I kept thinking, ‘How did he do this?’ The cinematography; the set pieces; the editing; the music. It’s breathtaking. It’s a long time since I have giggled with sheer delight at the audacity of  someone’s film-making.

What’s it about? War in general? The Vietnam war in particular? Madness? Morality? The risk of playing at God and thinking someone to be God and knowing that someone is not God? Possibly. Especially in Brando’s speech about the power that lies in the hands of those who are willing to dispense with moral scruples. Or is it about film itself?

This would have been Hitchcock’s answer: Film is not about anything – it’s not the content or meaning that matters – it’s the involvement of the viewer in the unfolding of the film itself, the momentum of desire and longing, the desperate need to know and arrive, and the delayed gratification of a story that is constantly twisting out of view.

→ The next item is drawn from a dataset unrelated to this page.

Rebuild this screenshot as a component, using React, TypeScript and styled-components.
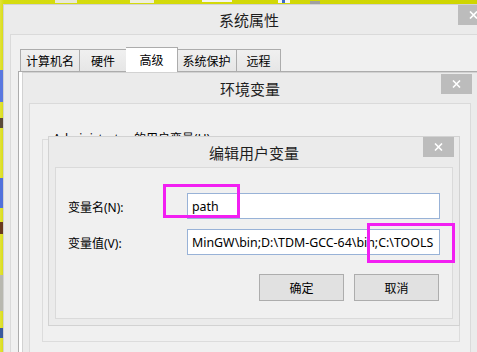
import React from "react";
import styled, { createGlobalStyle } from "styled-components";

const GlobalStyle = createGlobalStyle`
  html, body {
    margin: 0;
    padding: 0;
    background: #d2d700;
  }
  * {
    box-sizing: border-box;
  }
`;

const font = `"Segoe UI", "Noto Sans", "Noto Sans CJK SC", sans-serif`;

const Desktop = styled.div`
  position: relative;
  width: 477px;
  height: 352px;
  overflow: hidden;
  background: linear-gradient(90deg, #e2e23a 0px, #d6dc10 4px, #cfd500 100%);
  font-family: ${font};
  font-size: 12px;
  color: #000;
`;

const DeskIcon = styled.span<{ $x: number; $y: number; $w: number; $h: number; $c: string }>`
  position: absolute;
  left: ${(p) => p.$x}px;
  top: ${(p) => p.$y}px;
  width: ${(p) => p.$w}px;
  height: ${(p) => p.$h}px;
  background: ${(p) => p.$c};
`;

const Win = styled.div<{ $x: number; $y: number; $w: number; $h: number; $z: number }>`
  position: absolute;
  left: ${(p) => p.$x}px;
  top: ${(p) => p.$y}px;
  width: ${(p) => p.$w}px;
  height: ${(p) => p.$h}px;
  z-index: ${(p) => p.$z};
  display: flex;
  flex-direction: column;
  padding: 0 6px 6px;
  background: #ebebeb;
  border: 1px solid #d2d2d2;
`;

const TitleBar = styled.div<{ $h: number }>`
  flex: none;
  height: ${(p) => p.$h}px;
  display: flex;
  align-items: center;
  justify-content: center;
  font-size: 15px;
  color: #1e1e1e;
`;

const CloseBtn = styled.div<{ $top: number }>`
  position: absolute;
  top: ${(p) => p.$top}px;
  right: 5px;
  width: 31px;
  height: 20px;
  background: #bcbcbc;
  display: flex;
  align-items: center;
  justify-content: center;
`;

const Client = styled.div`
  flex: 1;
  display: flex;
  flex-direction: column;
  background: #f0f0f0;
  border: 1px solid #dadada;
  min-height: 0;
`;

/* 系统属性 */
const SysClient = styled(Client)`
  padding: 11px 0 0 7px;
`;

const TabRow = styled.div`
  display: flex;
  align-items: flex-end;
  padding-left: 2px;
  height: 25px;
  position: relative;
  z-index: 1;
`;

const Tab = styled.div<{ $w: number; $active?: boolean }>`
  width: ${(p) => p.$w}px;
  height: ${(p) => (p.$active ? 25 : 22)}px;
  margin-bottom: ${(p) => (p.$active ? -1 : 0)}px;
  margin-left: ${(p) => (p.$active ? -1 : 0)}px;
  margin-right: ${(p) => (p.$active ? -1 : 0)}px;
  border: 1px solid #acacac;
  border-bottom: none;
  background: ${(p) => (p.$active ? "#ffffff" : "linear-gradient(#f0f0f0, #e6e6e6)")};
  display: flex;
  justify-content: center;
  align-items: ${(p) => (p.$active ? "flex-start" : "center")};
  padding-top: ${(p) => (p.$active ? 3 : 1)}px;
  font-size: 12px;
  position: relative;
  z-index: ${(p) => (p.$active ? 2 : 1)};
  & + & {
    border-left: ${(p) => (p.$active ? "1px solid #acacac" : "none")};
  }
`;

const TabPanel = styled.div`
  flex: 1;
  background: #ffffff;
  border-top: 1px solid #acacac;
  border-left: 1px solid #acacac;
`;

/* 环境变量 */
const EnvClient = styled(Client)`
  padding: 27px 10px 0 12px;
`;

const GroupBox = styled.fieldset`
  margin: 0;
  padding: 0;
  height: 211px;
  border: 1px solid #dcdcdc;
  min-width: 0;
`;

const GroupCaption = styled.legend`
  margin-left: 8px;
  padding: 0 2px;
  font-size: 12px;
  line-height: 16px;
`;

/* 编辑用户变量 */
const EditClient = styled(Client)`
  padding: 25px 13px 0 12px;
  gap: 10px;
`;

const FieldRow = styled.div`
  display: grid;
  grid-template-columns: 119px 253px;
  align-items: center;
`;

const FieldLabel = styled.label`
  font-size: 12px;
  padding-top: 1px;
`;

const TextBox = styled.div`
  height: 26px;
  border: 1px solid #98b2d7;
  background: #ffffff;
  padding: 0 4px;
  display: flex;
  align-items: center;
  overflow: hidden;
  white-space: nowrap;
  font-size: 12.4px;
`;

const ButtonRow = styled.div`
  display: flex;
  justify-content: flex-end;
  gap: 10px;
  margin-top: 9px;
`;

const Button = styled.div`
  width: 85px;
  height: 27px;
  border: 1px solid #adadad;
  background: #e1e1e1;
  display: flex;
  align-items: center;
  justify-content: center;
  font-size: 12px;
`;

const Highlight = styled.div<{ $x: number; $y: number; $w: number; $h: number }>`
  position: absolute;
  left: ${(p) => p.$x}px;
  top: ${(p) => p.$y}px;
  width: ${(p) => p.$w}px;
  height: ${(p) => p.$h}px;
  border: 3px solid #f21ff2;
  z-index: 10;
`;

function CloseX() {
  return (
    <svg width="9" height="8" viewBox="0 0 9 8">
      <path d="M1 0.5 L8 7.5 M8 0.5 L1 7.5" stroke="#ffffff" strokeWidth="1.6" />
    </svg>
  );
}

const tabs = [
  { name: "计算机名", w: 60 },
  { name: "硬件", w: 47 },
  { name: "高级", w: 52, active: true },
  { name: "系统保护", w: 60 },
  { name: "远程", w: 44 },
];

export default function App() {
  return (
    <Desktop>
      <GlobalStyle />

      <DeskIcon $x={55} $y={0} $w={22} $h={3} $c="#e8e8d8" />
      <DeskIcon $x={130} $y={0} $w={24} $h={3} $c="#eeeedd" />
      <DeskIcon $x={202} $y={0} $w={30} $h={2} $c="#f4f4ef" />
      <DeskIcon $x={278} $y={0} $w={12} $h={3} $c="#f7f7f7" />
      <DeskIcon $x={282} $y={0} $w={3} $h={3} $c="#3a6bc8" />
      <DeskIcon $x={310} $y={1} $w={10} $h={3} $c="#a0a0a0" />
      <DeskIcon $x={0} $y={70} $w={3} $h={32} $c="#5a78e0" />
      <DeskIcon $x={0} $y={118} $w={3} $h={10} $c="#5a4a3a" />
      <DeskIcon $x={0} $y={178} $w={3} $h={30} $c="#5070dc" />
      <DeskIcon $x={0} $y={222} $w={3} $h={12} $c="#6a3a20" />
      <DeskIcon $x={0} $y={275} $w={3} $h={36} $c="#b8b8b0" />
      <DeskIcon $x={0} $y={328} $w={3} $h={10} $c="#3a5aa0" />

      <Win $x={3} $y={4} $w={492} $h={420} $z={1}>
        <TitleBar $h={29}>系统属性</TitleBar>
        <CloseBtn $top={0}>
          <CloseX />
        </CloseBtn>
        <SysClient>
          <TabRow>
            {tabs.map((t) => (
              <Tab key={t.name} $w={t.w} $active={t.active}>
                {t.name}
              </Tab>
            ))}
          </TabRow>
          <TabPanel />
        </SysClient>
      </Win>

      <Win $x={22} $y={72} $w={456} $h={320} $z={2}>
        <TitleBar $h={30}>环境变量</TitleBar>
        <CloseBtn $top={1}>
          <CloseX />
        </CloseBtn>
        <EnvClient>
          <GroupBox>
            <GroupCaption>Administrator 的用户变量(U)</GroupCaption>
          </GroupBox>
        </EnvClient>
      </Win>

      <Win $x={48} $y={136} $w={412} $h={190} $z={3}>
        <TitleBar $h={30}>编辑用户变量</TitleBar>
        <CloseBtn $top={0}>
          <CloseX />
        </CloseBtn>
        <EditClient>
          <FieldRow>
            <FieldLabel>变量名(N):</FieldLabel>
            <TextBox>path</TextBox>
          </FieldRow>
          <FieldRow>
            <FieldLabel>变量值(V):</FieldLabel>
            <TextBox>MinGW\bin;D:\TDM-GCC-64\bin;C:\TOOLS</TextBox>
          </FieldRow>
          <ButtonRow>
            <Button>确定</Button>
            <Button>取消</Button>
          </ButtonRow>
        </EditClient>
      </Win>

      <Highlight $x={163} $y={184} $w={77} $h={34} />
      <Highlight $x={367} $y={223} $w={88} $h={40} />
    </Desktop>
  );
}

It’s only the last half-hour that doesn’t quite work – too slow and too introspective. But then I’m not sure where else Coppola could have gone.

Do see this film on the big screen. It won’t be around for long. Here are the London listings for the next week.

PS – It was a joy to see this at Screen 1 of the Cineworld, Haymarket, just down from Piccadilly Circus, which is a huge old-fashioned screen with its proscenium arch still standing – such a change from the local multiplex.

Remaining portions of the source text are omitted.